━━━ Records shown ━━━
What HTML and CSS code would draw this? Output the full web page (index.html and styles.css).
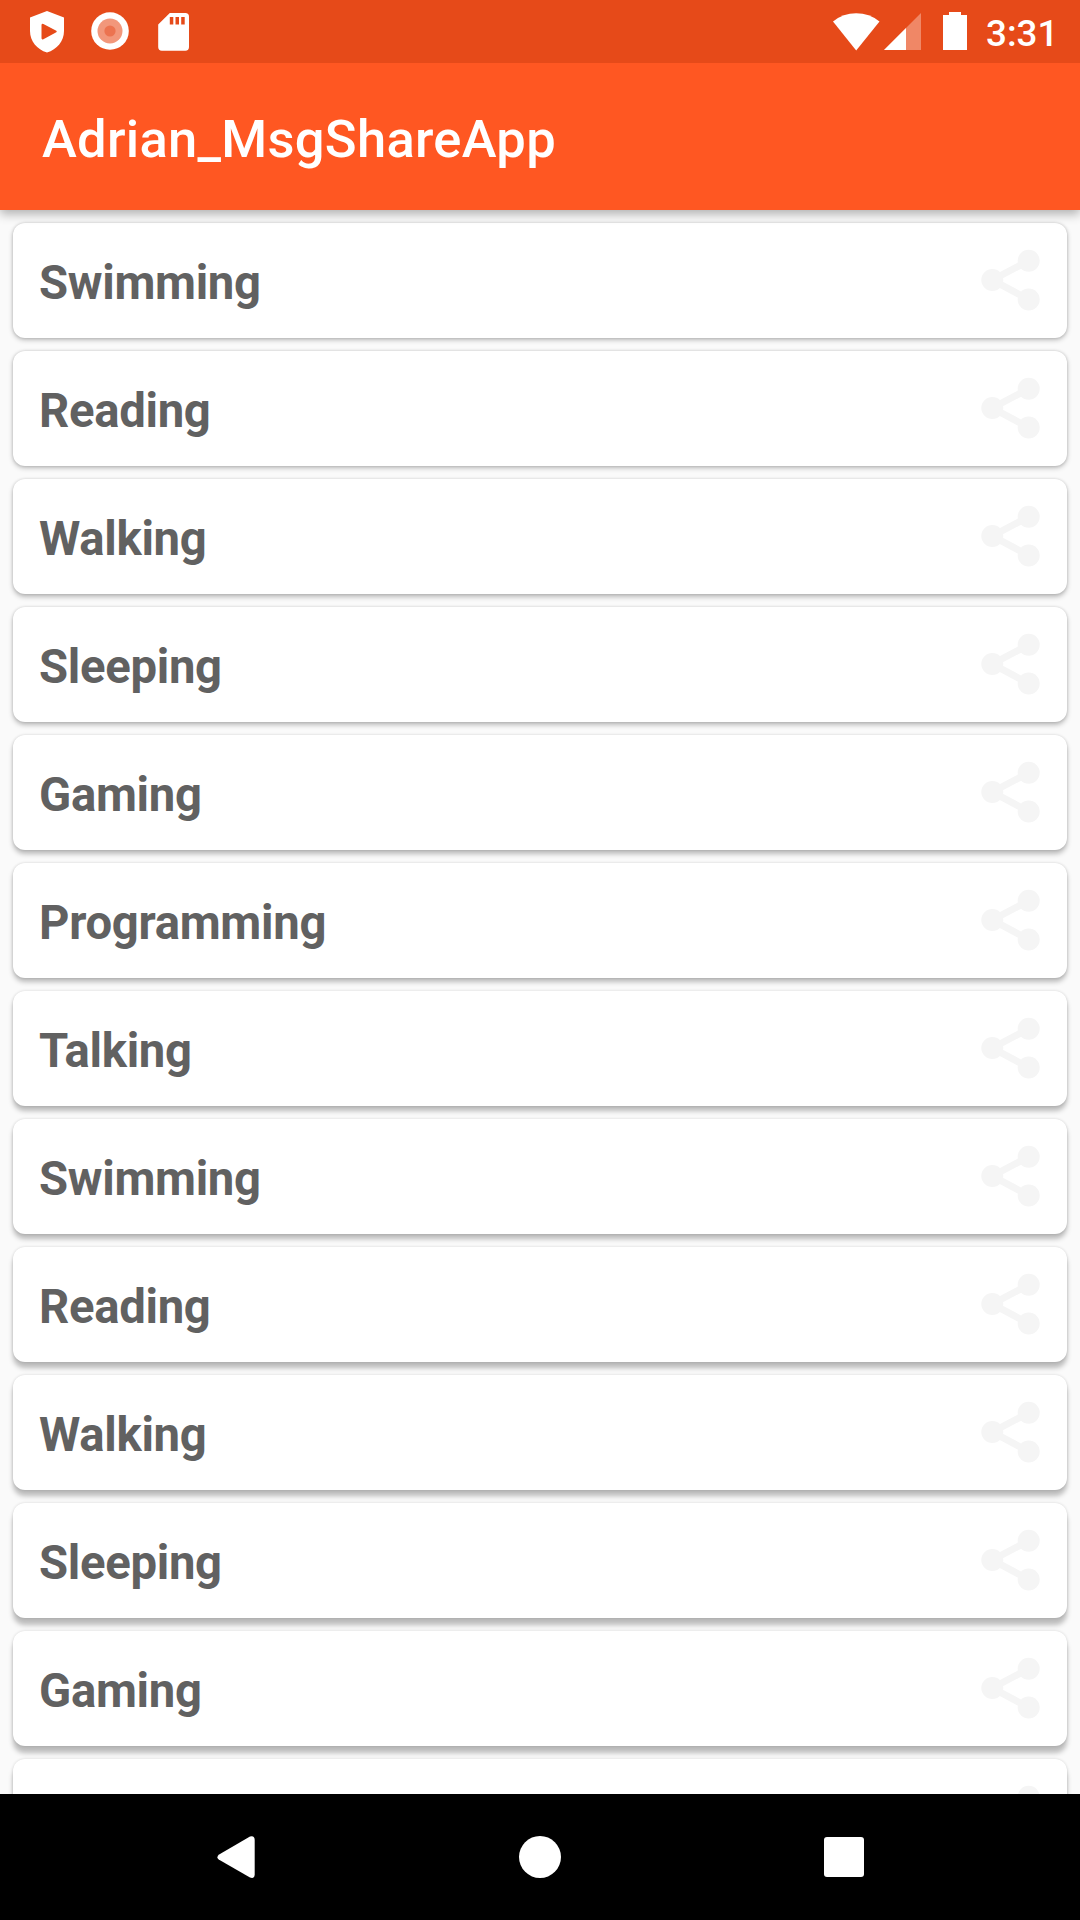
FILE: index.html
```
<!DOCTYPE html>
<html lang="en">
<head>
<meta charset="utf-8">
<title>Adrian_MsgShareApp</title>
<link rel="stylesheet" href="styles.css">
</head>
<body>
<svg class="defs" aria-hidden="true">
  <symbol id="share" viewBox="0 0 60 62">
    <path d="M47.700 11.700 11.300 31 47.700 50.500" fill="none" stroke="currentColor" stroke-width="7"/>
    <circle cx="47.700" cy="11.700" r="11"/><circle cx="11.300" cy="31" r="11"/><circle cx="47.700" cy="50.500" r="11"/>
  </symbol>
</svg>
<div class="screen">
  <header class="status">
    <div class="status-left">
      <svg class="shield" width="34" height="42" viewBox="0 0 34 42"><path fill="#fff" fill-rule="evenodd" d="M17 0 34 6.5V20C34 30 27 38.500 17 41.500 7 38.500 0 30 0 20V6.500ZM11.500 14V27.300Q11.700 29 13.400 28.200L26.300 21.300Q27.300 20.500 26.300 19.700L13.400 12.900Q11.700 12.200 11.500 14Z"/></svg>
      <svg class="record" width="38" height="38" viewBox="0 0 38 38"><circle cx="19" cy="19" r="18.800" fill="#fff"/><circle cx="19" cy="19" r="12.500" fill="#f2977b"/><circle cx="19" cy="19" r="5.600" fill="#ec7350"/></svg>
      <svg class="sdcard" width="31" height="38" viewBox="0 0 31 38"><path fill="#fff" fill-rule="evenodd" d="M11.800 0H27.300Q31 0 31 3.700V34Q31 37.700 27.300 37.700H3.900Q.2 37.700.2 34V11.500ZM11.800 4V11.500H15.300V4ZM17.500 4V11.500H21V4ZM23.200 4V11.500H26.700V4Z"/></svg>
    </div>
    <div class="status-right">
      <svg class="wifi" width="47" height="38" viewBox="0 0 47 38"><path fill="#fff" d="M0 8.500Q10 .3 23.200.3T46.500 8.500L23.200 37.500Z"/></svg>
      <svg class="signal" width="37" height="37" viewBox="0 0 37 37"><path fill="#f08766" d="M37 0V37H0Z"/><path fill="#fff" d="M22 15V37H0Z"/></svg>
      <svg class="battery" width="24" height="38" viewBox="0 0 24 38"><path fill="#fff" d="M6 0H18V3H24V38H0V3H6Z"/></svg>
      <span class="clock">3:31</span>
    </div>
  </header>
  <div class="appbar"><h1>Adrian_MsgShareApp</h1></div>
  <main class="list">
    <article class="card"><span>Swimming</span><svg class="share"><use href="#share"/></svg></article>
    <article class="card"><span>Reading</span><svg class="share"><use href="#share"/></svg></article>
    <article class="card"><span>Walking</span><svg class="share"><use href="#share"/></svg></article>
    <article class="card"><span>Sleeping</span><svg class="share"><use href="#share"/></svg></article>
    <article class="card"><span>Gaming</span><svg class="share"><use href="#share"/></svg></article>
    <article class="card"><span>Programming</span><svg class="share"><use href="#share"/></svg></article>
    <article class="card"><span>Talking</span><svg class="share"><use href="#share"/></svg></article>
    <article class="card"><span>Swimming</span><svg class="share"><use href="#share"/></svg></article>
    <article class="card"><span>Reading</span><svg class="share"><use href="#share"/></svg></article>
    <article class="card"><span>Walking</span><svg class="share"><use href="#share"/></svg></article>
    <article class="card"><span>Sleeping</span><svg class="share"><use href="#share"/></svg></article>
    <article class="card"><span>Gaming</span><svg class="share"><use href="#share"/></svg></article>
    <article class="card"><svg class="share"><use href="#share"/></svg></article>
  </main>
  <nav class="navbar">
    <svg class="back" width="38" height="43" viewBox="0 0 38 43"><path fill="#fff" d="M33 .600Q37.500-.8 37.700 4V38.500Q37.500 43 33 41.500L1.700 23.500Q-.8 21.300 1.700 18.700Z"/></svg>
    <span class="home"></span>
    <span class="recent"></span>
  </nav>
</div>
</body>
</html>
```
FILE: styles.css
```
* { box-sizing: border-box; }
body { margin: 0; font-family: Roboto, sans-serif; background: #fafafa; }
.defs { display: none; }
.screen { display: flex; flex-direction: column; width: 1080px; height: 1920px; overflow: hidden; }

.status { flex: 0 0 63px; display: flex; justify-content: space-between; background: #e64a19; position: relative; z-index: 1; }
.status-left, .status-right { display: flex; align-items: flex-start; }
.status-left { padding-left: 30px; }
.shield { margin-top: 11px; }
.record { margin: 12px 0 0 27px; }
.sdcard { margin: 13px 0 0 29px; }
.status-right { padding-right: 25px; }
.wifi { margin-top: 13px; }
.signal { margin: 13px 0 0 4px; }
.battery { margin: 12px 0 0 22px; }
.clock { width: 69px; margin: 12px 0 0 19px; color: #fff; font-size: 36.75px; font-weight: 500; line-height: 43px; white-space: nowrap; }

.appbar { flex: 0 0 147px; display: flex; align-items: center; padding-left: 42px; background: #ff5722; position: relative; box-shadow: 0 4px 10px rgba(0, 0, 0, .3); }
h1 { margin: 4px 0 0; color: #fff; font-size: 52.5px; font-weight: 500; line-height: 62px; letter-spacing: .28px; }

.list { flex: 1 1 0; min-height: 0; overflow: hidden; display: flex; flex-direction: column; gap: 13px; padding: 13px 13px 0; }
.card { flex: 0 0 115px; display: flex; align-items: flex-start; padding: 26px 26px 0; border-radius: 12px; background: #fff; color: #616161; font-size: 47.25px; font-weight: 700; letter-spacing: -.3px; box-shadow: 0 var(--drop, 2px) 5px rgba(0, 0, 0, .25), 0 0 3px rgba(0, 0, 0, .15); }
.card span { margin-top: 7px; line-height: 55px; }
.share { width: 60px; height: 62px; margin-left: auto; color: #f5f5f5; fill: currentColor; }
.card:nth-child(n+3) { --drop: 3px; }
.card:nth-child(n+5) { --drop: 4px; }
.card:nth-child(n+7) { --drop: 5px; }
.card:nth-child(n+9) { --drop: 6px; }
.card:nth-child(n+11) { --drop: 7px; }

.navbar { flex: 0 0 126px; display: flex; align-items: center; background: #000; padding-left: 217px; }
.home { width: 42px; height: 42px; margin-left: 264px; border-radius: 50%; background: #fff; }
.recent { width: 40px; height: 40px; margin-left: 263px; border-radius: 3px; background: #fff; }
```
━━━
━━━ Records shown ━━━
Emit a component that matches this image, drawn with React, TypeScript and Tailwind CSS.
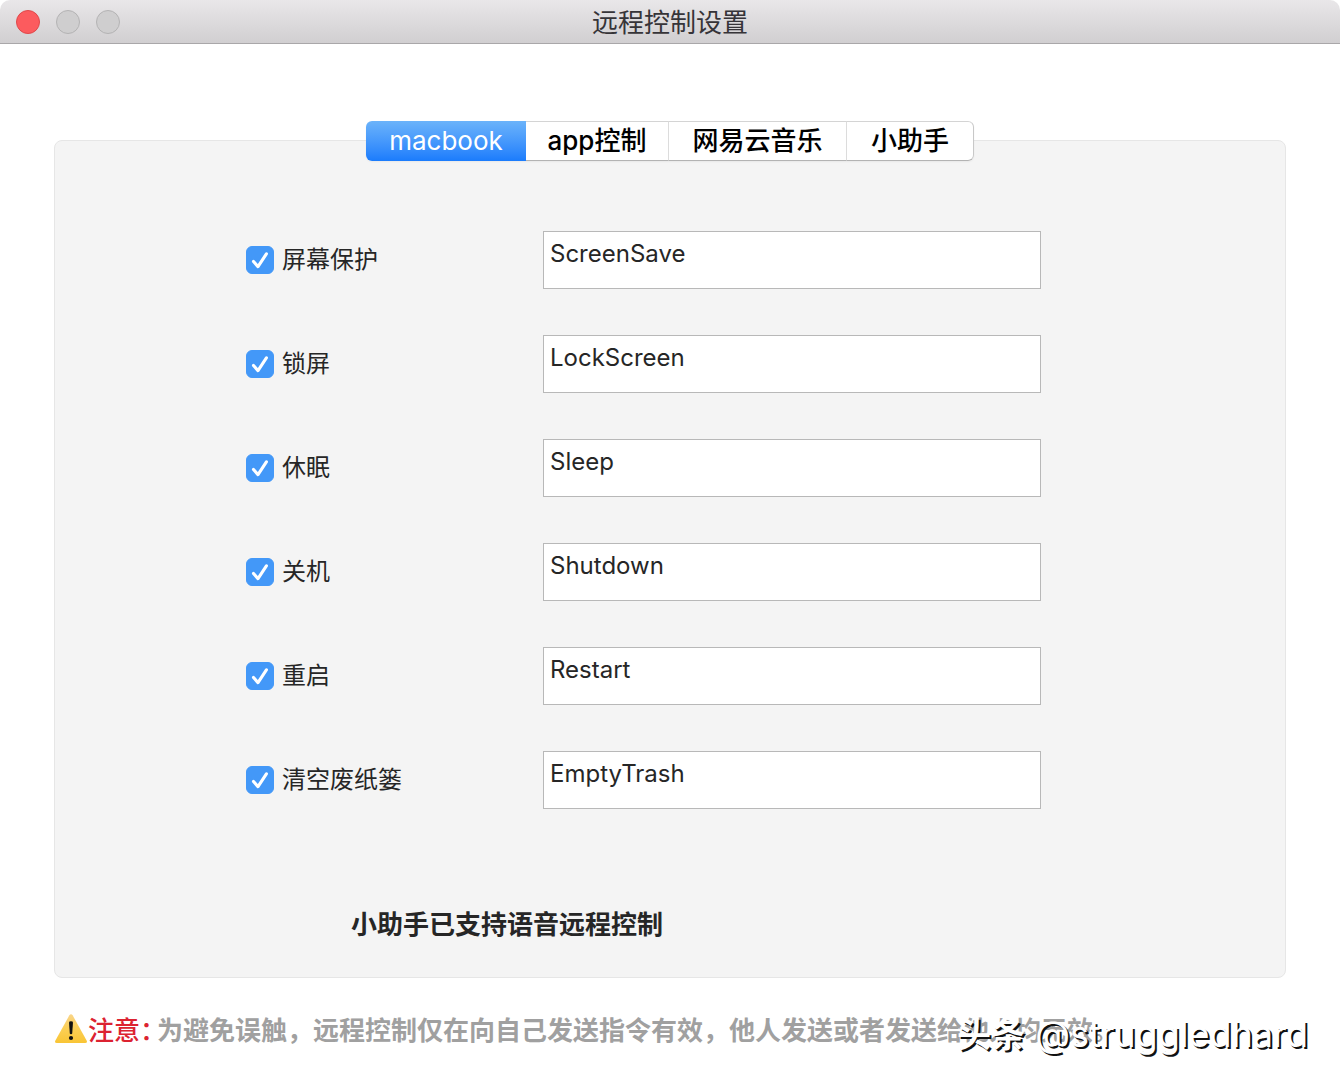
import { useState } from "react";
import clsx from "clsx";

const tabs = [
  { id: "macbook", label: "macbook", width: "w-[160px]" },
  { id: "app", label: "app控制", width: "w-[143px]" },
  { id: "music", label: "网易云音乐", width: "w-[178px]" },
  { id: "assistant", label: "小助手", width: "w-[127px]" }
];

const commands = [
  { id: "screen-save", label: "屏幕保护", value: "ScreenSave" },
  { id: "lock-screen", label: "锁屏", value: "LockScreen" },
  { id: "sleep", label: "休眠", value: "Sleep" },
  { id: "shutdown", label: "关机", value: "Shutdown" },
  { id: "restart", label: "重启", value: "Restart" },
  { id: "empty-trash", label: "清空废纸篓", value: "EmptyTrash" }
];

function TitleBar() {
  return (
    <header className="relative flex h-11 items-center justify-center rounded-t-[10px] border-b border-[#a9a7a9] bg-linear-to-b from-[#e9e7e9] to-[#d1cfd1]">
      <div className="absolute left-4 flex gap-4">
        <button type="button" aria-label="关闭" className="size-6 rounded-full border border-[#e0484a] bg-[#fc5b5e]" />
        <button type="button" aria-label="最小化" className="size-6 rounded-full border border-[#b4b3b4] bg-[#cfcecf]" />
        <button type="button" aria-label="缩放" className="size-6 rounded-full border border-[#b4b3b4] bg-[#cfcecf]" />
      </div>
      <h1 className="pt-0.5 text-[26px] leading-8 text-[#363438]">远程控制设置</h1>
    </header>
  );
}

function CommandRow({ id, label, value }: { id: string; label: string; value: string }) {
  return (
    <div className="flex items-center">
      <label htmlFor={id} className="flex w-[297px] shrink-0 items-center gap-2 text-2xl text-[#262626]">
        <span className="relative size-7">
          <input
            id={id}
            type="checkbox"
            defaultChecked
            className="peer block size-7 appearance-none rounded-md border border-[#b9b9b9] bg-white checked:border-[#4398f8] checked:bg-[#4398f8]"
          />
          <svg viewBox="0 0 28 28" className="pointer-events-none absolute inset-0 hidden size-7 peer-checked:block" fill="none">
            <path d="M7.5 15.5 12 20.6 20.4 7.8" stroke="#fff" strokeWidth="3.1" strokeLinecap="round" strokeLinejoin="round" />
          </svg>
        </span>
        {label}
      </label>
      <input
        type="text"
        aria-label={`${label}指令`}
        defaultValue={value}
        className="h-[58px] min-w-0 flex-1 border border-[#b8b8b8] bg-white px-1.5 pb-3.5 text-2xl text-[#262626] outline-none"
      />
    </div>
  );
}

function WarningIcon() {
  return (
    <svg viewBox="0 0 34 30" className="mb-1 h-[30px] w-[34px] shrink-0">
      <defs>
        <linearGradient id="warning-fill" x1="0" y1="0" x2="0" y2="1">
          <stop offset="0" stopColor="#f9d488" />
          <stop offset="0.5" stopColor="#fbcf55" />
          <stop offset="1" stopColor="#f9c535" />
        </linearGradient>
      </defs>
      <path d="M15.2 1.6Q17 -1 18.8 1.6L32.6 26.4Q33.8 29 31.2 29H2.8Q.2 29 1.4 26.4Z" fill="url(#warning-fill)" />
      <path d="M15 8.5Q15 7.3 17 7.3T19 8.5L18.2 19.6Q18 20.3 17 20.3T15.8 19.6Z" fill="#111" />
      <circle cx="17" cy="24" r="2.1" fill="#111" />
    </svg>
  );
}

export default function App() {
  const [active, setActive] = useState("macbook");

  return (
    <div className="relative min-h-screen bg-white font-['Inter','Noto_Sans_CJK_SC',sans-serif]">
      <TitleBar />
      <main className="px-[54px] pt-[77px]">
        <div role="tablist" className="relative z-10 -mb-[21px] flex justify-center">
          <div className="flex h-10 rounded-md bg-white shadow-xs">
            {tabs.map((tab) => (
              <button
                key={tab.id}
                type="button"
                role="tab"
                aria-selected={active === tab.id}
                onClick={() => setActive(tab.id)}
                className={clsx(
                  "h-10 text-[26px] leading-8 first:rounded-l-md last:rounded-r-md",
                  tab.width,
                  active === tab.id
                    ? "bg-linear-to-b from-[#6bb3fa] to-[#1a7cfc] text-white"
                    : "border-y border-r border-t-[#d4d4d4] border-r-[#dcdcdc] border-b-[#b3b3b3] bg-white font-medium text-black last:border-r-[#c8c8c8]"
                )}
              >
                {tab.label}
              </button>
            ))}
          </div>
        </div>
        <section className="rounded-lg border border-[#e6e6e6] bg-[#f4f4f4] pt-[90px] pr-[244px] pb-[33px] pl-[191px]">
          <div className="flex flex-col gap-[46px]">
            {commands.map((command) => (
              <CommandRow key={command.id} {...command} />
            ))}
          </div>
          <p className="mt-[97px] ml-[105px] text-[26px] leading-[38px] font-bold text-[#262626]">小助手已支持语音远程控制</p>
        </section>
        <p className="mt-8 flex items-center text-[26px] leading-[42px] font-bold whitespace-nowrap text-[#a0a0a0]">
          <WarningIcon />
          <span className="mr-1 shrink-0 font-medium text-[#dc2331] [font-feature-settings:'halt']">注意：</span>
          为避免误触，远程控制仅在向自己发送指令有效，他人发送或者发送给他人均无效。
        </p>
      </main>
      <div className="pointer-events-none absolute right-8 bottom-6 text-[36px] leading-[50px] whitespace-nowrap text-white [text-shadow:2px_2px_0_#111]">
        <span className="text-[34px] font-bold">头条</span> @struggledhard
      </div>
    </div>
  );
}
━━━
▶ **Requirements**:
Only the lines from the one with "Emit a component" through the one with "import clsx from", both included, go in the copy, exactly as written. Leave the pictures behind.

▶ **Answer for this exercise**:
Emit a component that matches this image, drawn with React, TypeScript and Tailwind CSS.
import { useState } from "react";
import clsx from "clsx";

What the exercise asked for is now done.